Эти изменения в восприятии Венеции были связаны и с развитием туризма. Поворотной точкой стал 1846 год, когда город оказался соединен с материковой частью виадуком. В 1857 году была построена железная дорога, а после 1871-го, когда был проложен Мон-Сенисский тоннель – первый железнодорожный тоннель через Альпы, фраза «орды туристов» стала клише путевой журналистики. В начале 1880-х Лидо был превращен в пляжный курорт[311]
. Эта «диснейфикация» Венеции «лишила ее мифа о современном политическом значении», как пишет о городе другой современный автор, была основанием для приписывания ей роли центра «мирового культурного наследия», стирающей представления о социальных реалиях и политических переворотах, которые вели к европейским конфликтам начала века[312].Взгляды русской интеллигенции конца XIX – начала XX века также отразили это представление о Венеции как объекте мирового культурного наследия[313]

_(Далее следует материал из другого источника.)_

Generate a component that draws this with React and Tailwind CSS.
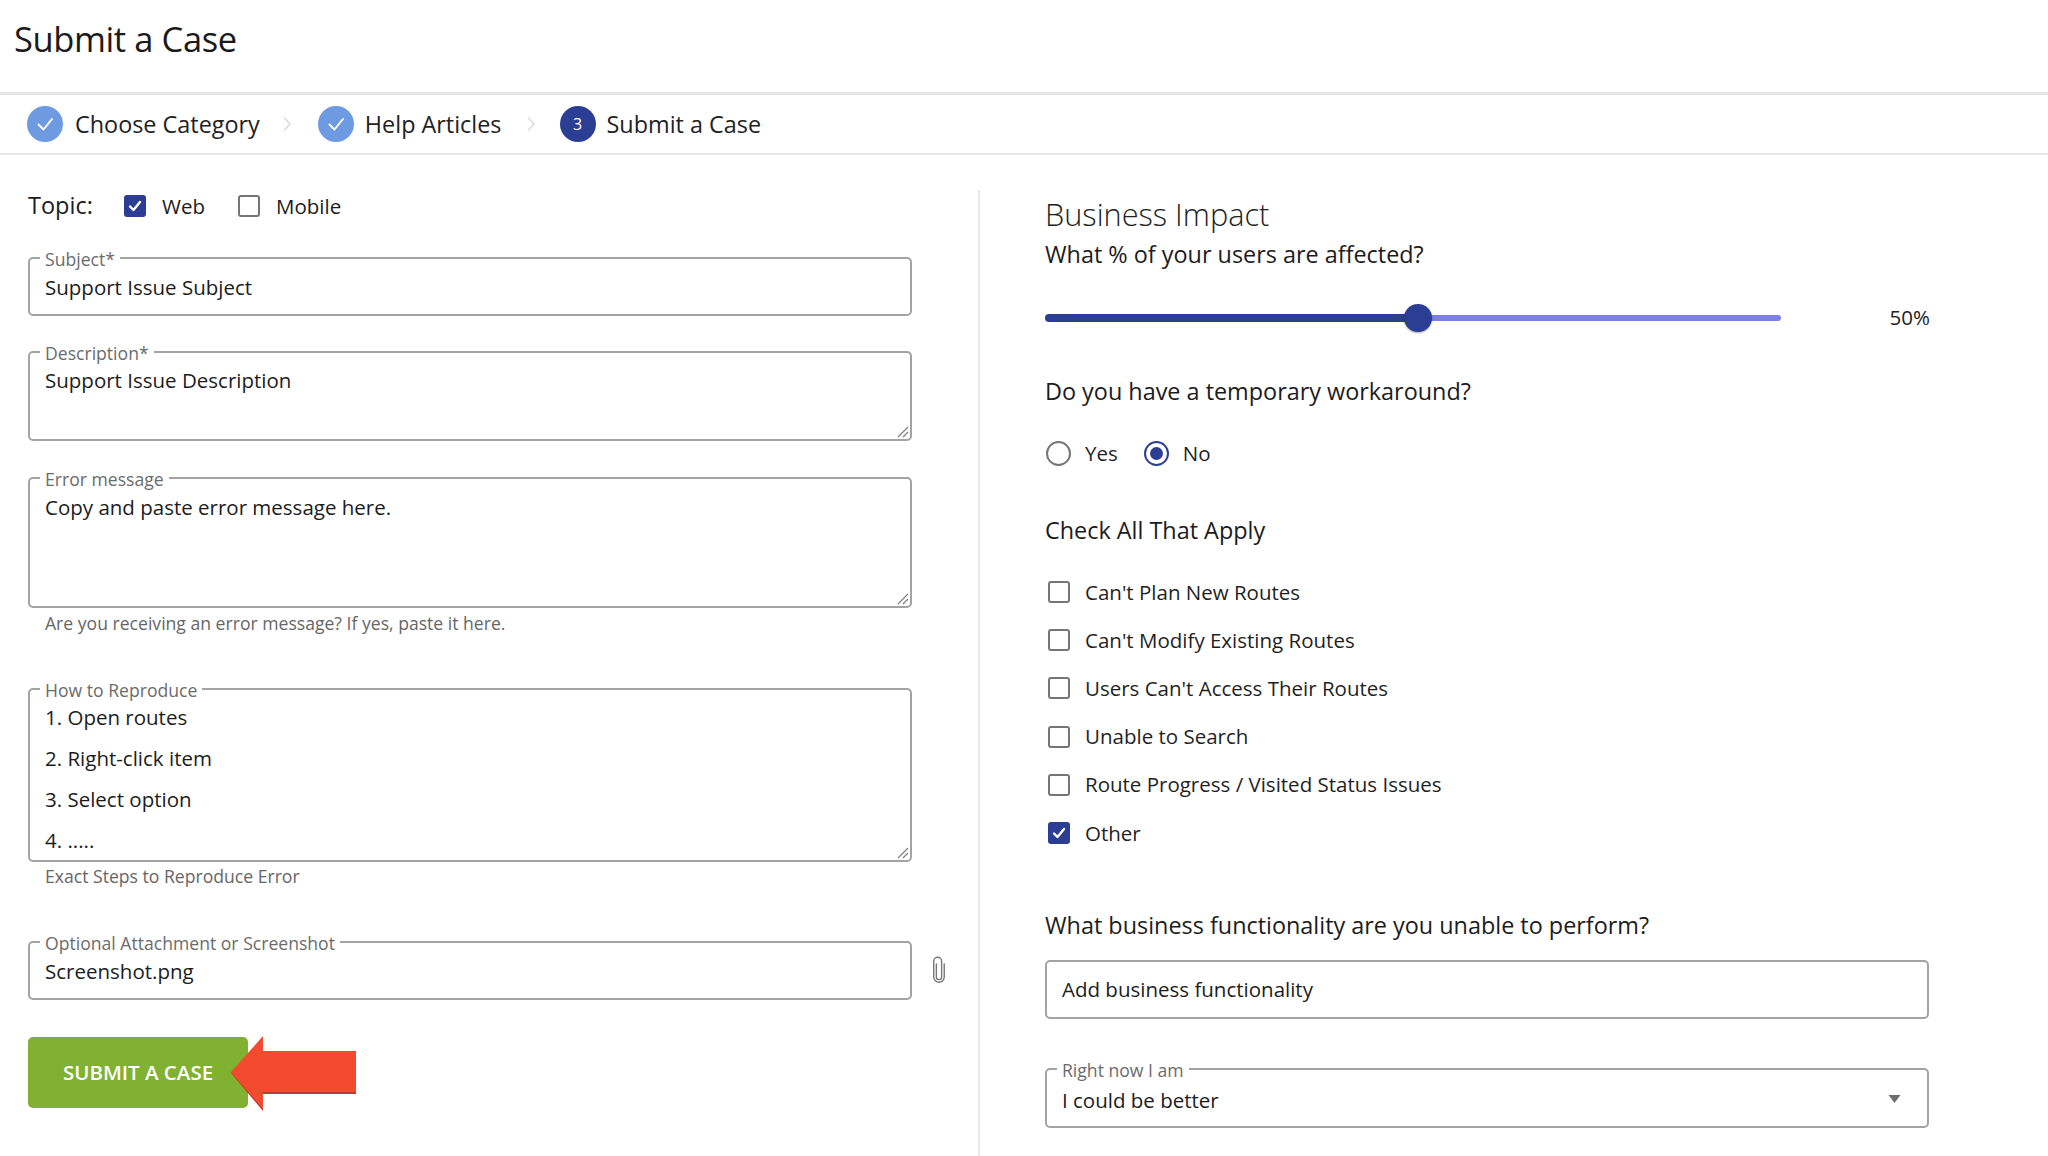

. Василий Розанов, шокированный новостью, что кампанилла собора Святого Марка, знаменитая колокольня XII века, неожиданно обрушилась 14 июля 1902 года, отразил это в заметке, напечатанной в петербургской газете «Новое время» через десять дней. «Золотистая Венеция» Розанова, включенная позже в его «Итальянские впечатления», показывает чувство одновременно личной и общественной потери. Венеция и кампанилла были символами европейской цивилизации, сравнимыми с памятниками Древней Греции:Падение башни св. Марка в Венеции разрушило мою мечту еще раз увидеть этот город… Перенесите Василия Блаженного в Лондон или особенно в Нью-Йорк, и он не только испортится сам, но и испортит ту площадь, на которой вы его поставите. Это же можно сказать о башне… С падением башни навсегда испортилось единственное по красоте, значительности и воспоминаниям место на земном шаре – площадь св. Марка. Боль не в ее исчезновении, а в том, что площадь эта вдруг потеряла тысячелетний свой вид. Необходимость ее восстановить – абсолютна. Для европейской цивилизации потерять площадь св. Марка – то же что Афинам потерять Пропилеи или статую Афины Промахос на Акрополе. Совершенно можно допустить идею всемирной подписки на восстановление этой башни, непременно в прежних размерах, в полной копии с древнего[314]
.Ко времени падения кампаниллы Венеция стала признанным туристическим местом для многих русских, путешествующих в Италию. Сам Розанов побывал здесь за год до этого, и он был лишь одним из многих художников и писателей, позднее ставших классиками русского модернизма, которые посетили Венецию на рубеже столетий. Художник Михаил Врубель был здесь и срисовывал византийские мозаики в 1884 году, поэт Иннокентий Анненский приезжал в 1890-м, Чехов путешествовал в Венецию в 1891-м и провел здесь некоторое время с Дмитрием Мережковским и Зинаидой Гиппиус, лидерами русского символистского движения. В письме брату Чехов замечает: «Мережковский, которого я встретил здесь, с ума сошел от восторга. Русскому человеку, бедному и приниженному, здесь в мире красоты, богатства и свободы не трудно сойти с ума»[315]
. Художественный и литературный критик Петр Перцов впервые приехал в Венецию в 1894 году. Его популярные статьи о венецианском искусстве и архитектуре в 1905 году были напечатаны отдельной книгой под названием «Венеция»[316]. Александр Бенуа, главный идеолог движения «Мир искусства», был здесь впервые в свадебном путешествии в 1894 году и возвращался много раз. Сергей Дягилев начал приезжать в Венецию в 1890-х, и здесь он умер в 1929 году. Многие замечательные русские поэты также были среди венецианских туристов. Михаил Кузмин был тут в 1897 году. Валерий Брюсов – в 1902 и 1908-м. Александр Блок – в 1909-м. Андрей Белый – в 1910-м. Владислав Ходасевич работал в Венеции как гид в 1911 году. Анна Ахматова и Николай Гумилев приехали в свадебное путешествие в 1912-м. Молодой Борис Пастернак приезжал сюда из Германии в 1912 году и позже написал об этом в эссе «Охранная грамота». И даже Марина Цветаева мельком побывала в Венеции во время медового месяца с Сергеем Эфроном[317].